As someone who’s always been tuned into issues of fairness and justice, Jesus’s parable of the workers in the vineyard has always fascinated and frustrated me.
A landowner hires workers throughout the day to work in his vineyard. The result is that the workers hired at the end of the day end up making the same amount of money as those who worked the whole day. When they complain about this, the landowner gently rebukes them: “Didn’t you agree to work for this amount of pay? Or are you resentful because I’m generous?”

Jesus’s point is to again say to his disciples, “Those who are last will be first. And those who are first will be last.” What Jesus is getting at here is that the kingdom of God radically disrupts the relentless status games we seem unable to stop playing.
Disrupting our status games
Seeking status over others seems to be hard-wired into humanity. If a sibling’s present under the Christmas tree is bigger than ours, we feel jealous. We can’t rejoice with them because we can only think of what it means for our status.
If everyone gets the same pay at the end of the day, how will we know who actually worked the hardest and longest? If everyone goes to college and it’s free, it ceases to be useful as a status symbol, and people will look for other ways to establish status over others. We are constantly, it seems, on the hunt for ways to send signals to others that we are better than them in some way.
This is why the radical equality of the kingdom is so threatening and radical to us. In reality, it just means that we all stand on the same ground: broken sinners who have received forgiveness and healing out the abundance of God’s love and provision. But what it feels like is that “many who are first will be last, and many who are last will be first.”

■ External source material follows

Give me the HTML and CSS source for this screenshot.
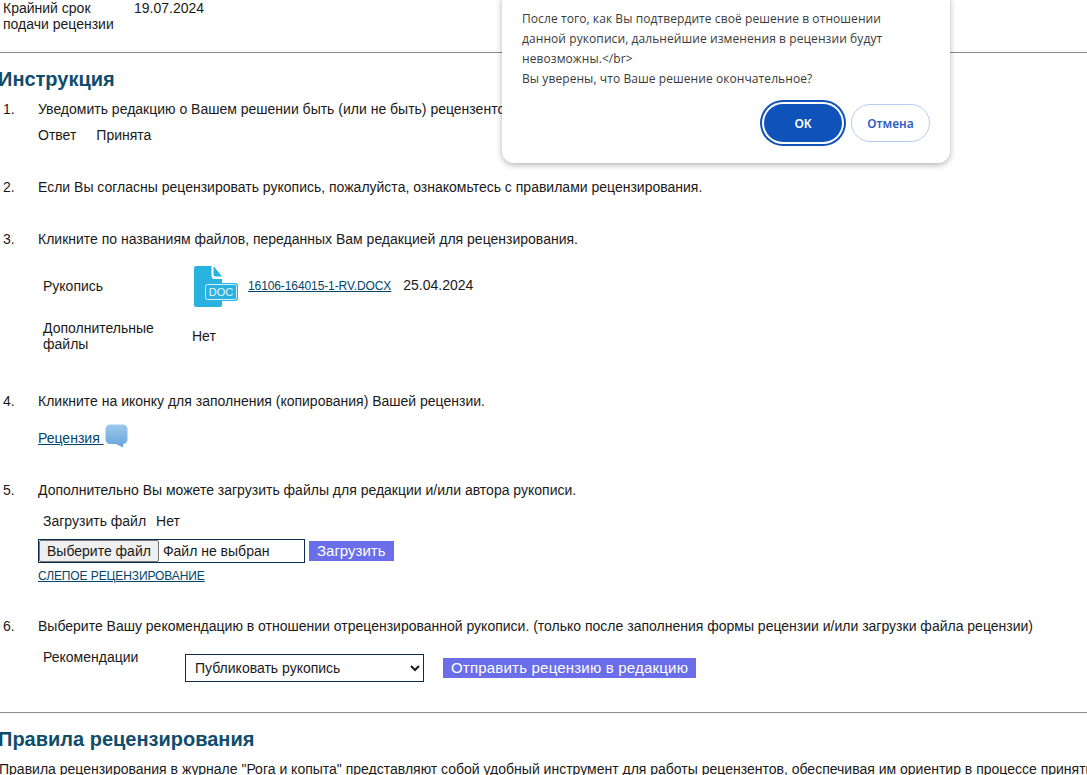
FILE: index.html
```html
<!DOCTYPE html>
<html>
<head>
    <meta charset="utf-8">
    <title>Рецензия</title>
    <link rel="stylesheet" href="styles.css">
</head>
<body>
    <div class="page">
        <div class="deadline">
            <div class="deadline-label">Крайний срок<br>подачи рецензии</div>
            <div>19.07.2024</div>
        </div>
        <hr class="rule">
        <h2 class="title">Инструкция</h2>

        <div class="step step-1">
            <span class="num">1.</span>
            <div class="step-body">
                <p>Уведомить редакцию о Вашем решении быть (или не быть) рецензентом данной рукописи.</p>
                <div class="answer"><span>Ответ</span><span>Принята</span></div>
            </div>
        </div>

        <div class="step step-2">
            <span class="num">2.</span>
            <div class="step-body">
                <p>Если Вы согласны рецензировать рукопись, пожалуйста, ознакомьтесь с правилами рецензирования.</p>
            </div>
        </div>

        <div class="step step-3">
            <span class="num">3.</span>
            <div class="step-body">
                <p>Кликните по названиям файлов, переданных Вам редакцией для рецензирования.</p>
                <div class="file-row">
                    <span class="file-label">Рукопись</span>
                    <svg class="doc-icon" width="44" height="41" viewBox="0 0 44 41">
                        <path d="M2 0H17.500V10a3 3 0 0 0 3 3H28V39a2 2 0 0 1-2 2H2a2 2 0 0 1-2-2V2a2 2 0 0 1 2-2Z" fill="#29b1e0"/>
                        <path d="M19.500 0L28 10.500H21.500a2 2 0 0 1-2-2Z" fill="#29b1e0"/>
                        <rect x="10" y="17" width="34" height="18" rx="3" fill="#29b1e0"/>
                        <rect x="11.500" y="18.500" width="31" height="15" rx="2" fill="none" stroke="#d6f0fa" stroke-width="1"/>
                        <text x="27" y="29.500" text-anchor="middle" class="doc-text">DOC</text>
                    </svg>
                    <a class="file-link" href="#">16106-164015-1-RV.DOCX</a>
                    <span class="file-date">25.04.2024</span>
                </div>
                <div class="extra-row">
                    <span class="extra-label">Дополнительные файлы</span>
                    <span>Нет</span>
                </div>
            </div>
        </div>

        <div class="step step-4">
            <span class="num">4.</span>
            <div class="step-body">
                <p>Кликните на иконку для заполнения (копирования) Вашей рецензии.</p>
                <div class="review-row">
                    <a href="#">Рецензия </a>
                    <svg class="bubble" width="24" height="24" viewBox="0 0 24 24">
                        <defs>
                            <linearGradient id="bubble-fill" x1="0" y1="0" x2="0" y2="1">
                                <stop offset="0" stop-color="#9cc8ec"/>
                                <stop offset="1" stop-color="#68a5da"/>
                            </linearGradient>
                        </defs>
                        <path d="M5 0.500H18a4.500 4.500 0 0 1 4.500 4.500V15.500a4.500 4.500 0 0 1-4.500 4.500H18V23.500L11 20H5a4.500 4.500 0 0 1-4.500-4.500V5a4.500 4.500 0 0 1 4.500-4.500Z" fill="url(#bubble-fill)"/>
                    </svg>
                </div>
            </div>
        </div>

        <div class="step step-5">
            <span class="num">5.</span>
            <div class="step-body">
                <p>Дополнительно Вы можете загрузить файлы для редакции и/или автора рукописи.</p>
                <div class="upload-label"><span>Загрузить файл</span><span>Нет</span></div>
                <div class="upload-row">
                    <div class="file-input">
                        <button class="file-btn" type="button">Выберите файл</button>
                        <span>Файл не выбран</span>
                    </div>
                    <button class="action" type="button">Загрузить</button>
                </div>
                <a class="blind-link" href="#">СЛЕПОЕ РЕЦЕНЗИРОВАНИЕ</a>
            </div>
        </div>

        <div class="step step-6">
            <span class="num">6.</span>
            <div class="step-body">
                <p>Выберите Вашу рекомендацию в отношении отрецензированной рукописи. (только после заполнения формы рецензии и/или загрузки файла рецензии)</p>
                <div class="recommend-row">
                    <span class="recommend-label">Рекомендации</span>
                    <select class="recommend-select">
                        <option>Публиковать рукопись</option>
                    </select>
                    <button class="action action-send" type="button">Отправить рецензию в редакцию</button>
                </div>
            </div>
        </div>

        <hr class="rule rule-bottom">
        <h2 class="title title-rules">Правила рецензирования</h2>
        <p class="rules-text">Правила рецензирования в журнале "Рога и копыта" представляют собой удобный инструмент для работы рецензентов, обеспечивая им ориентир в процессе принятия</p>
    </div>

    <div class="dialog">
        <p>После того, как Вы подтвердите своё решение в отношении данной рукописи, дальнейшие изменения в рецензии будут невозможны.&lt;/br&gt;<br>Вы уверены, что Ваше решение окончательное?</p>
        <div class="dialog-actions">
            <button class="btn-ok" type="button">OK</button>
            <button class="btn-cancel" type="button">Отмена</button>
        </div>
    </div>
</body>
</html>
```

FILE: styles.css
```css
:root {
    --heading-color: #0e4d6b;
    --link-color: #00456b;
    --button-color: #6a6eea;
    --border-color: #0c2c4c;
    --rule-color: #8c8c8c;
}

html, body {
    margin: 0;
    height: 775px;
    overflow: hidden;
    background: #fff;
}

body {
    font-family: "Liberation Sans", Arial, sans-serif;
    font-size: 14px;
    line-height: 16px;
    color: #1a1a1a;
    position: relative;
}

p {
    margin: 0;
}

a {
    color: var(--link-color);
}

.page {
    margin-left: -1px;
    white-space: nowrap;
}

.deadline {
    display: flex;
    padding: 0 0 0 4px;
}

.deadline-label {
    width: 131px;
}

.rule {
    border: none;
    border-top: 1px solid var(--rule-color);
    margin: 20px 0 0;
}

.title {
    margin: 14px 0 0 -1px;
    font-size: 20px;
    line-height: 24px;
    font-weight: bold;
    color: var(--heading-color);
}

.step {
    display: flex;
}

.num {
    width: 39px;
    padding-left: 4px;
    box-sizing: border-box;
    flex: none;
}

.step-1 {
    margin-top: 10px;
}

.answer {
    display: flex;
    gap: 20px;
    margin-top: 10px;
}

.step-2 {
    margin-top: 36px;
}

.step-3 {
    margin-top: 36px;
}

.file-row {
    display: flex;
    align-items: flex-start;
    margin-top: 19px;
    padding-left: 5px;
    height: 41px;
}

.file-label {
    width: 151px;
    padding-top: 12px;
}

.doc-icon {
    flex: none;
}

.doc-text {
    font-family: "Liberation Sans", Arial, sans-serif;
    font-size: 11px;
    fill: #e8f7fc;
}

.file-link {
    margin-left: 10px;
    margin-top: 12px;
    font-size: 12px;
    letter-spacing: -0.1px;
}

.file-date {
    margin-left: 12px;
    margin-top: 11px;
}

.extra-row {
    display: flex;
    align-items: center;
    margin-top: 13px;
    padding-left: 5px;
}

.extra-label {
    width: 149px;
    white-space: normal;
    padding-right: 20px;
    box-sizing: border-box;
}

.step-4 {
    margin-top: 41px;
}

.review-row {
    display: flex;
    align-items: flex-start;
    margin-top: 14px;
}

.review-row a {
    white-space: pre;
    margin-top: 7px;
}

.bubble {
    margin-left: 1px;
    margin-top: 1px;
}

.step-5 {
    margin-top: 34px;
}

.upload-label {
    display: flex;
    gap: 10px;
    margin-top: 15px;
    padding-left: 5px;
}

.upload-row {
    display: flex;
    align-items: center;
    gap: 4px;
    margin-top: 10px;
}

.file-input {
    display: flex;
    align-items: center;
    gap: 4px;
    width: 267px;
    height: 24px;
    box-sizing: border-box;
    border: 1px solid var(--border-color);
}

.file-btn {
    height: 22px;
    padding: 0 7px;
    font: inherit;
    color: #1a1a1a;
    background: #efefef;
    border: 1px solid #767676;
    border-radius: 2px;
}

.action {
    height: 20px;
    padding: 0 8px;
    border: none;
    background: var(--button-color);
    color: #fff;
    font: inherit;
    font-size: 15px;
}

.blind-link {
    display: block;
    margin-top: 6px;
    font-size: 12px;
    line-height: 14px;
    letter-spacing: -0.1px;
}

.step-6 {
    margin-top: 35px;
}

.recommend-row {
    display: flex;
    align-items: flex-start;
    margin-top: 15px;
    padding-left: 5px;
}

.recommend-label {
    width: 142px;
}

.recommend-select {
    width: 239px;
    height: 28px;
    margin-top: 5px;
    padding-left: 5px;
    font: inherit;
    color: #1a1a1a;
    background: #fff;
    border: 1px solid var(--border-color);
    border-radius: 0;
}

.action-send {
    margin-left: 19px;
    margin-top: 9px;
    letter-spacing: 0.2px;
}

.rule-bottom {
    margin-top: 30px;
}

.title-rules {
    margin-top: 14px;
}

.rules-text {
    margin-top: 10px;
}

.dialog {
    position: absolute;
    left: 502px;
    top: -10px;
    width: 448px;
    height: 173px;
    box-sizing: border-box;
    padding: 19px 20px 0;
    background: #fff;
    border-radius: 12px;
    box-shadow: 0 2px 6px rgba(0, 0, 0, 0.3);
    font-family: "Open Sans", "Noto Sans", sans-serif;
    font-size: 12px;
    line-height: 20px;
    letter-spacing: 0.08px;
    color: #3a3a3a;
}

.dialog p {
    width: 372px;
}

.dialog-actions {
    display: flex;
    justify-content: flex-end;
    align-items: center;
    gap: 9px;
    margin-top: 15px;
}

.btn-ok, .btn-cancel {
    font-family: "Noto Sans", "Open Sans", sans-serif;
    font-size: 12px;
    font-weight: 600;
    border-radius: 19px;
}

.btn-ok {
    width: 78px;
    height: 38px;
    color: #fff;
    background: #0f52ba;
    border: none;
    box-shadow: 0 0 0 2px #fff, 0 0 0 4px #0f52ba;
}

.btn-cancel {
    width: 79px;
    height: 38px;
    color: #2f5fc4;
    background: #fff;
    border: 1px solid #b4cdf5;
}
```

As has been said, when you’re accustomed to privilege and status, equality feels like oppression and persecution. And I suppose the opposite would be true as well: when you’re accustomed to actual oppression, equality feels like a promotion, or at least a breath of fresh air.
As the Virgin Mary proclaimed:
He has pulled the powerful down from their thrones
and lifted up the lowly.He has filled the hungry with good things
Luke 1:52-53
and sent the rich away empty-handed.
Racism as a status game
This seems to be the dynamic of racism in America. We have had such a strong caste system in place for so long that the status roles are embedded into our culture on a powerful, subconscious level. Racial trauma has been passed down from generation to generation, in both black and white bodies, and thus the status roles of the American caste system are literally baked into our DNA.
This is why white people who don’t think of themselves as racist can react so automatically negatively to basic statements and actions of black equality, like hearing someone say “Black lives matter,” or watching a black football player kneel during the national anthem. On a visceral level, white people are feeling their status being threatened, and their bodies are telling them that their very survival is at stake.
Lose your life to find it
This is why it’s so vital for us (especially as white people) to heed Jesus’s instruction to “lose your life” so you can find (true) life. In other words, when you feel your status being threatened, just notice what’s happening in your body. Don’t trust it, react to it, or try to stop feeling it. Just allow it to be, and then allow it to pass.
You’ll find a new kind of life on the other side: a life in God’s kingdom, where we all occupy the same standing: wounded and broken people who have received forgiveness and healing out the abundance of God’s love and generosity.
Then we’ll able to rejoice with those who rejoice, and weep with those who weep, because we’ll know that nothing at all of value is being threatened when all that’s at stake is status. We’ll be able to drop our relentless status games and rest in love of God together.